Inception is a bit more of a move toward the mainstream. In fact, you could say it was as mainstream as Avatar, except that it obviously did not do the box office Avatar did.

Avatar? Well, Avatar grossed $760 million in the U.S. and $2 billion worldwide. And is highly suspect in most areas not directly related to its technical achievements.

Maybe I'd go for something like The Social Network. Yeah, this is hardly some little indie that snuck through theaters without getting its proper due. But I could get behind it as an example of vibrant filmmaking that challenged norms. (As though Inception is not. I guess I'm working myself into a corner here.) But really, it wouldn't work from a marketing perspective. There's no image from The Social Network that's as arresting as Portman's face as you see it above.

I guess what I'm really struggling with is the idea that you have to appeal to people with movies they already know and love, to get them to discover movies they don't yet know or love. I probably shouldn't be struggling with that, though. It's a fairly basic marketing strategy, and beyond that, it just makes sense. Are you really going to use images from a genuinely overlooked gem, something most people don't know about, for any of your three covers? If you do, that's simply foolish.

I guess what I'm really saying is "Wahh! Avatar is not that good!"

Yep, that works.

But more to the point I'm trying to make, I can draw a direct contrast between the marketing strategy they used this time around and the one they used in 2003. Back then, Janet Leigh screaming during the shower scene from Psycho -- a movie that came out 43 years before the book was published -- adorned the front cover. That's a movie there is no question everyone should see before they die. It has stood the test of time and earned that designation through its durability. And it certainly seems to be iconic enough and attention-getting enough to have sold copies. (It sold a copy to us, anyway.)

The back cover? A picture of Groucho Marx. You can't tell what movie it's from, but does it really matter?

To show their savvy, however, the editors also included something current. The spine showed a picture of Catherine Zeta-Jones from the then-current best picture winner, Chicago. Will Chicago always belong in the list of 1001 films? I'm not sure, but I hope so. If they were committing themselves to some sense of permanence within movie history, at least they were only gambling on one movie, not three.

So couldn't they have at least given us one classic of the three this time around?

Here's something else interesting to consider: Since the number of movies in the book must always remain at 1001, what movies do they kick out with each new installment? And who decides that? What poor movie is Avatar sending to the showers?

You could take two different approaches to this question. On the one hand, if these movies are really considered to be required viewing, they can't be completely quirky choices. They have to have reached some level of commonly acknowledged achievement, or else it could be absurd to suggest that a cinema lover would die incomplete without watching them. So you could drop some titles that were submitted by a snobby contrarian who hasn't had any role in this book for two decades.
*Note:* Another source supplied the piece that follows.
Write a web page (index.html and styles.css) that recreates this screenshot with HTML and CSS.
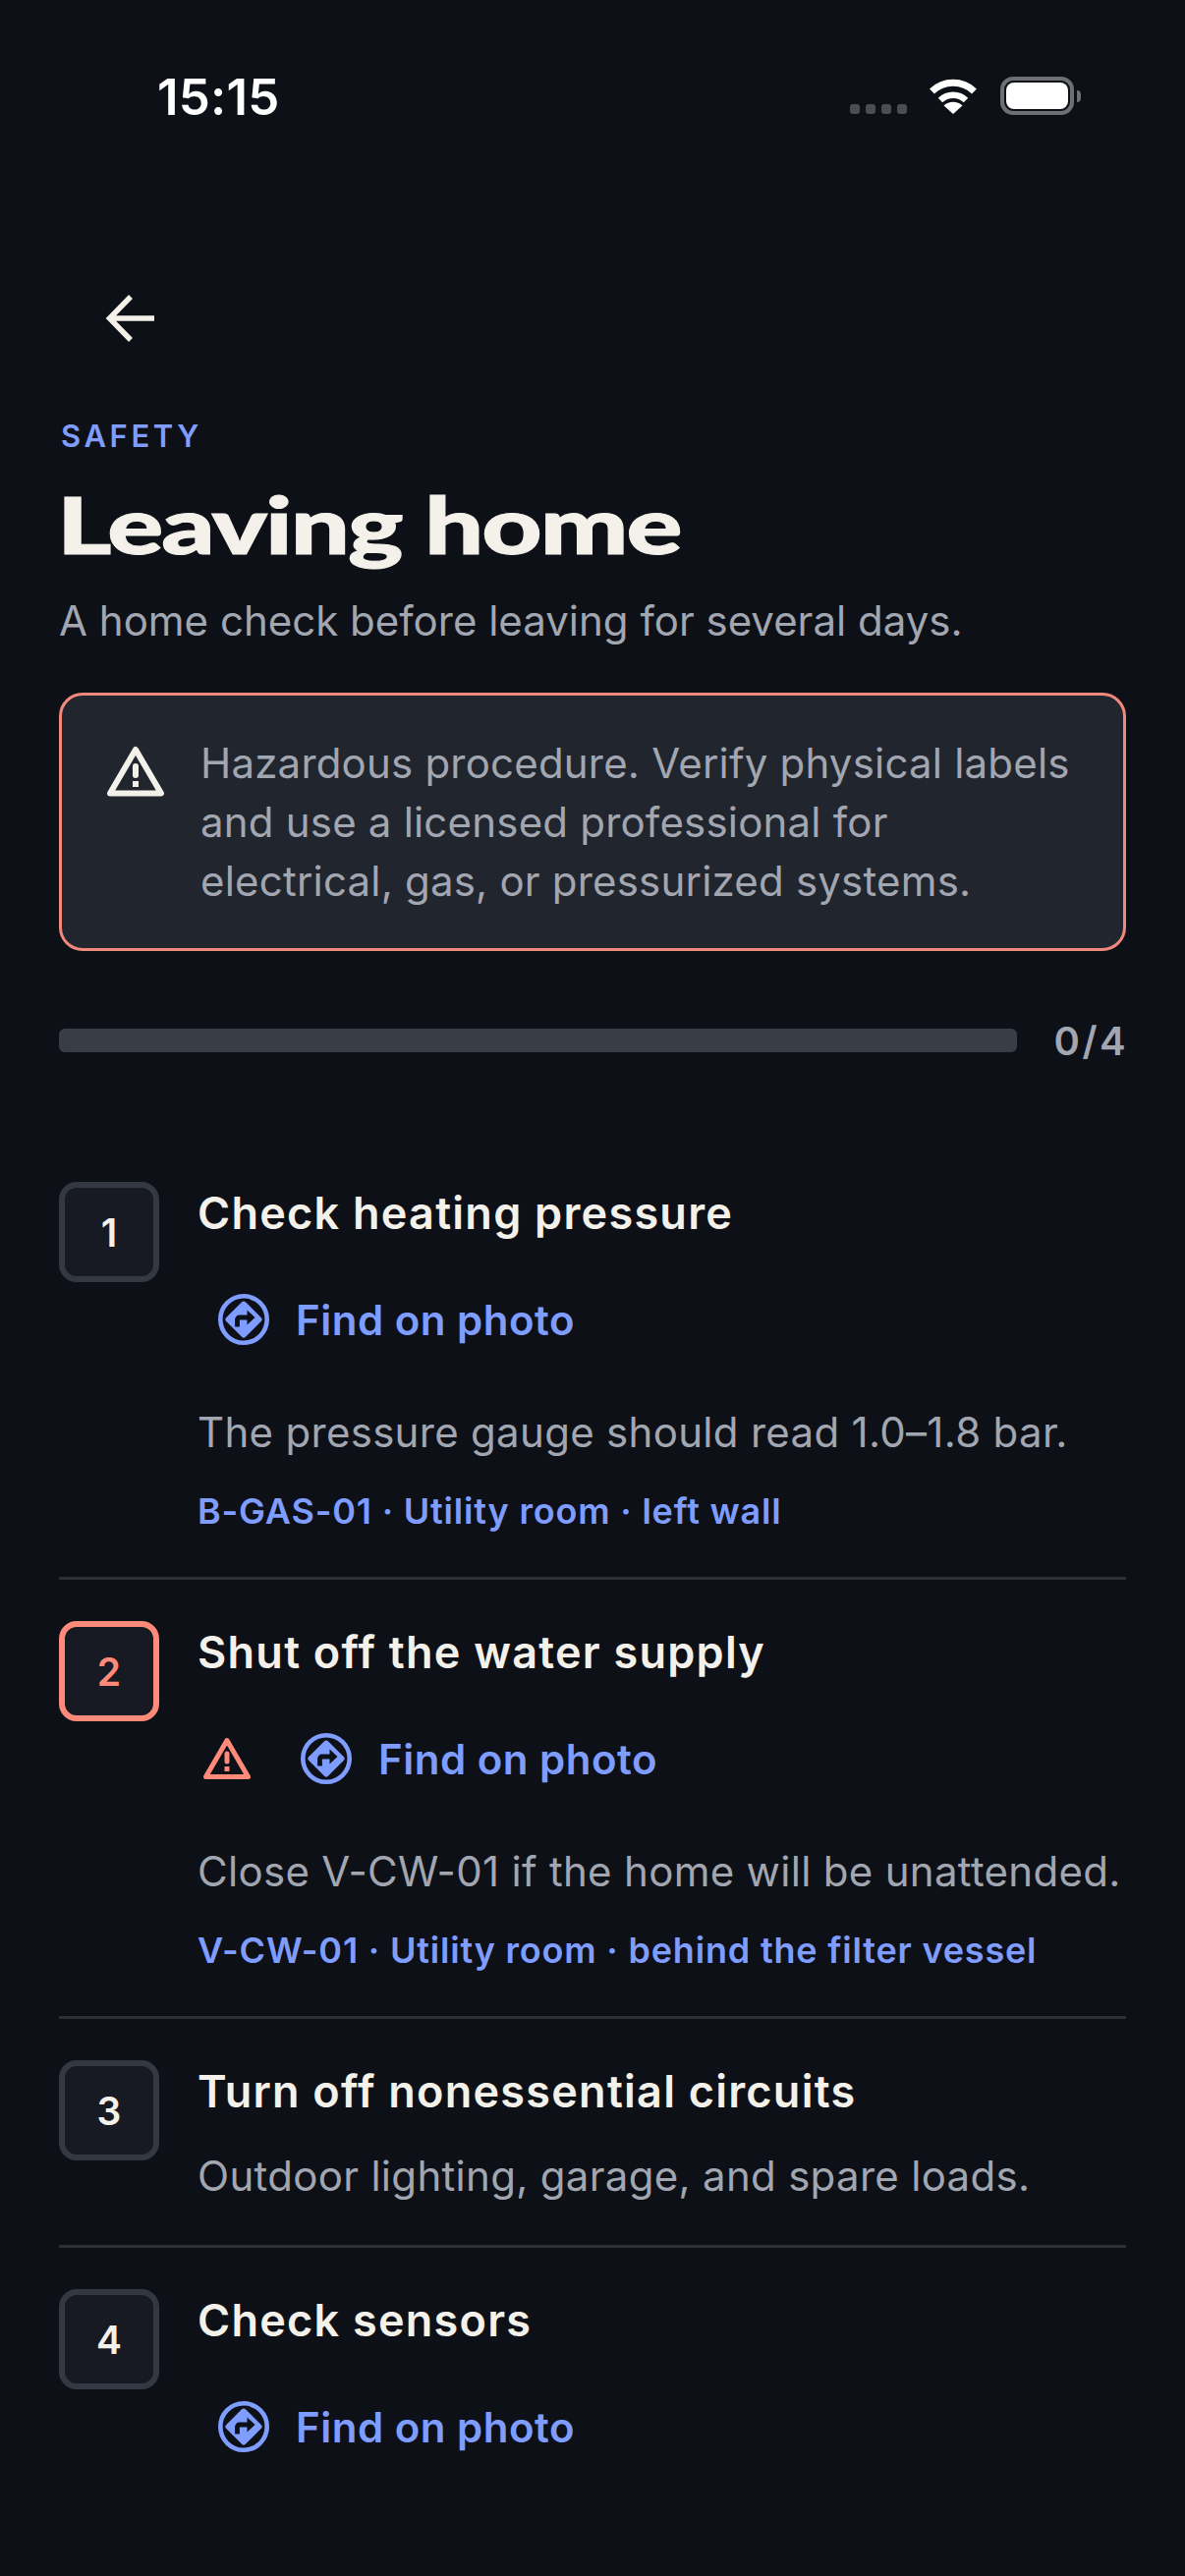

But then you go back to the argument that there are certain movies that are so well known, like Avatar, that they don't need to be trumpeted in a setting like this. Their reputation precedes them, whether that reputation is positive or negative. (Avatar has its share of people in both camps.) At what point does a best picture like Gladiator, which certainly seems to have lost its luster over the years, continue to have residency in this book?

Maybe the real point is that the most recent entries in a book like this are always a bit of a waste. People who already love cinema, or have vowed to use a book like this to become film lovers, are the only real logical candidates to own this book. And most of them should already be aware of most of the recent entries.

Maybe the real value of Avatar in a book like this is not for the 2012 edition, but for the 2042 edition.

By 2042, most of us will have forgotten how much of a disappointment it really was.